= AIM OF THE EXERCISE =
Leave out the pictures and repeat the rest of the material exactly.

= MATERIAL SUPPLIED =
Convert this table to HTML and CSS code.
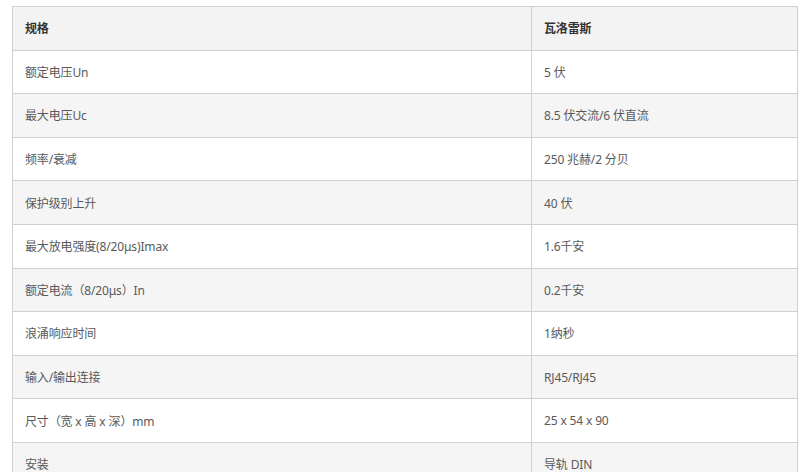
FILE: index.html
```html
<!DOCTYPE html>
<html lang="zh">
<head>
<meta charset="utf-8">
<link rel="stylesheet" href="styles.css">
</head>
<body>
<table class="spec">
  <thead>
    <tr><th class="c1">规格</th><th class="c2">瓦洛雷斯</th></tr>
  </thead>
  <tbody>
    <tr><td>额定电压Un</td><td>5 伏</td></tr>
    <tr><td>最大电压Uc</td><td>8.5 伏交流/6 伏直流</td></tr>
    <tr><td>频率/衰减</td><td>250 兆赫/2 分贝</td></tr>
    <tr><td>保护级别上升</td><td>40 伏</td></tr>
    <tr><td>最大放电强度(8/20μs)Imax</td><td>1.6千安</td></tr>
    <tr><td>额定电流（8/20μs）In</td><td>0.2千安</td></tr>
    <tr><td>浪涌响应时间</td><td>1纳秒</td></tr>
    <tr><td>输入/输出连接</td><td>RJ45/RJ45</td></tr>
    <tr><td>尺寸（宽 x 高 x 深）mm</td><td>25 x 54 x 90</td></tr>
    <tr><td>安装</td><td>导轨 DIN</td></tr>
  </tbody>
</table>
</body>
</html>
```
FILE: styles.css
```css
html, body {
  margin: 0;
  background: #fff;
}
body {
  padding: 6px 0 0 12px;
  font-family: "Noto Sans", "Noto Sans CJK SC", sans-serif;
  font-size: 12px;
  letter-spacing: -0.15px;
  color: #595959;
}
.spec {
  border-collapse: collapse;
  width: 786px;
  table-layout: fixed;
}
.spec th, .spec td {
  border: 1px solid #d0d0d0;
  height: 43.6px;
  padding: 0 12px;
  text-align: left;
  vertical-align: middle;
  box-sizing: border-box;
}
.spec .c1 { width: 519px; }
.spec th {
  background: #f3f3f3;
  color: #333;
  font-weight: bold;
}
.spec tbody tr:nth-child(even) td {
  background: #f5f5f5;
}
```
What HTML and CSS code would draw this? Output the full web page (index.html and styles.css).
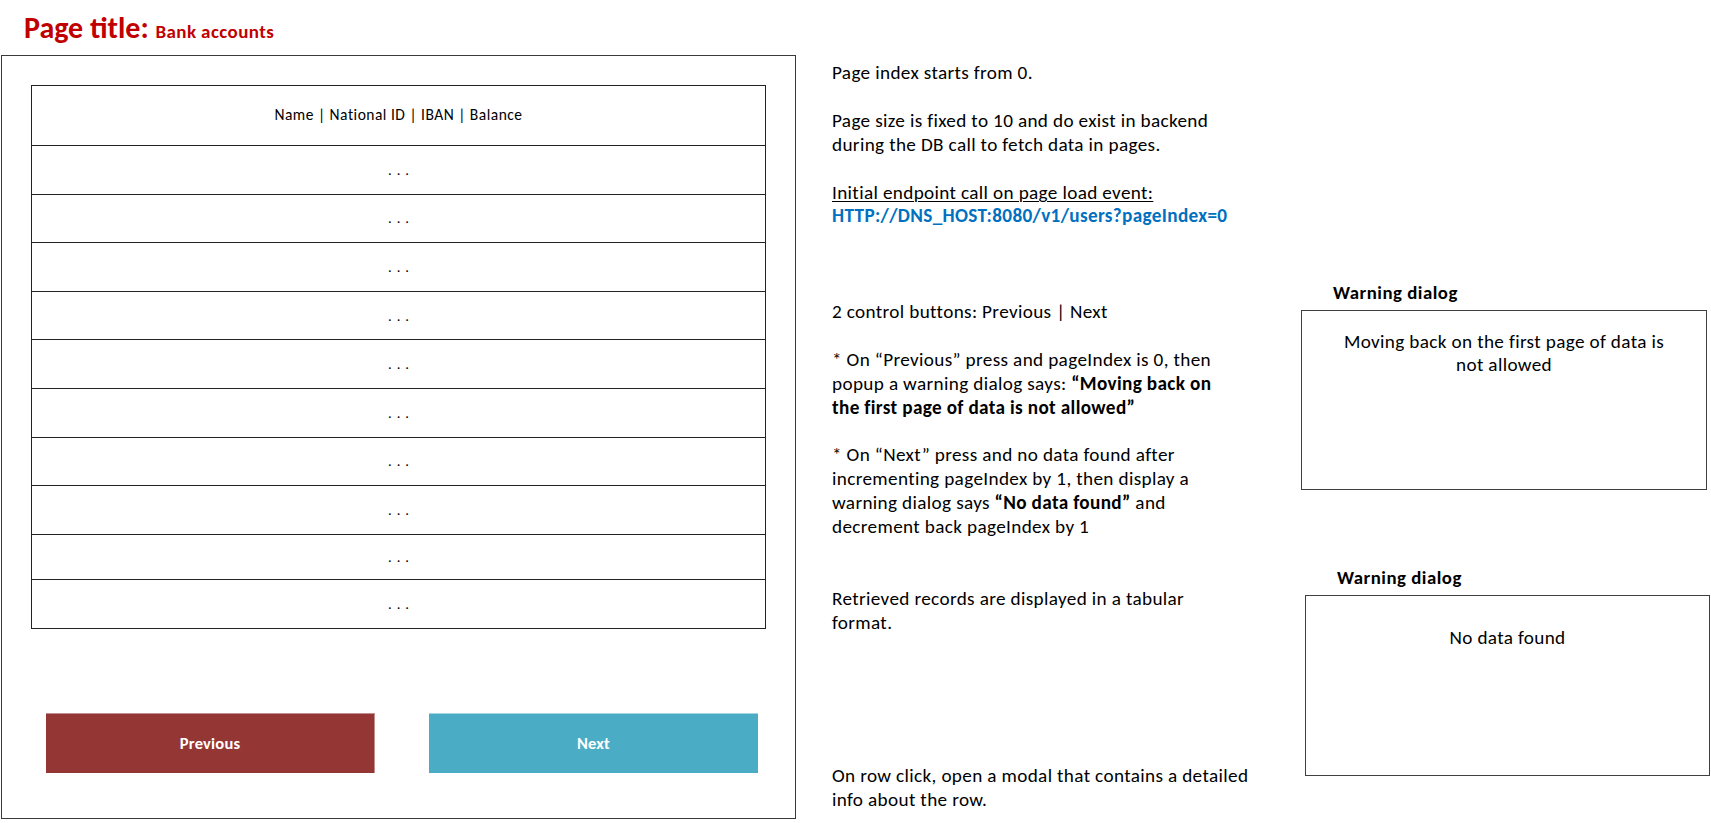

= PROBLEM SOLUTION =
Convert this table to HTML and CSS code.
FILE: index.html
```html
<!DOCTYPE html>
<html lang="zh">
<head>
<meta charset="utf-8">
<link rel="stylesheet" href="styles.css">
</head>
<body>
<table class="spec">
  <thead>
    <tr><th class="c1">规格</th><th class="c2">瓦洛雷斯</th></tr>
  </thead>
  <tbody>
    <tr><td>额定电压Un</td><td>5 伏</td></tr>
    <tr><td>最大电压Uc</td><td>8.5 伏交流/6 伏直流</td></tr>
    <tr><td>频率/衰减</td><td>250 兆赫/2 分贝</td></tr>
    <tr><td>保护级别上升</td><td>40 伏</td></tr>
    <tr><td>最大放电强度(8/20μs)Imax</td><td>1.6千安</td></tr>
    <tr><td>额定电流（8/20μs）In</td><td>0.2千安</td></tr>
    <tr><td>浪涌响应时间</td><td>1纳秒</td></tr>
    <tr><td>输入/输出连接</td><td>RJ45/RJ45</td></tr>
    <tr><td>尺寸（宽 x 高 x 深）mm</td><td>25 x 54 x 90</td></tr>
    <tr><td>安装</td><td>导轨 DIN</td></tr>
  </tbody>
</table>
</body>
</html>
```
FILE: styles.css
```css
html, body {
  margin: 0;
  background: #fff;
}
body {
  padding: 6px 0 0 12px;
  font-family: "Noto Sans", "Noto Sans CJK SC", sans-serif;
  font-size: 12px;
  letter-spacing: -0.15px;
  color: #595959;
}
.spec {
  border-collapse: collapse;
  width: 786px;
  table-layout: fixed;
}
.spec th, .spec td {
  border: 1px solid #d0d0d0;
  height: 43.6px;
  padding: 0 12px;
  text-align: left;
  vertical-align: middle;
  box-sizing: border-box;
}
.spec .c1 { width: 519px; }
.spec th {
  background: #f3f3f3;
  color: #333;
  font-weight: bold;
}
.spec tbody tr:nth-child(even) td {
  background: #f5f5f5;
}
```
What HTML and CSS code would draw this? Output the full web page (index.html and styles.css).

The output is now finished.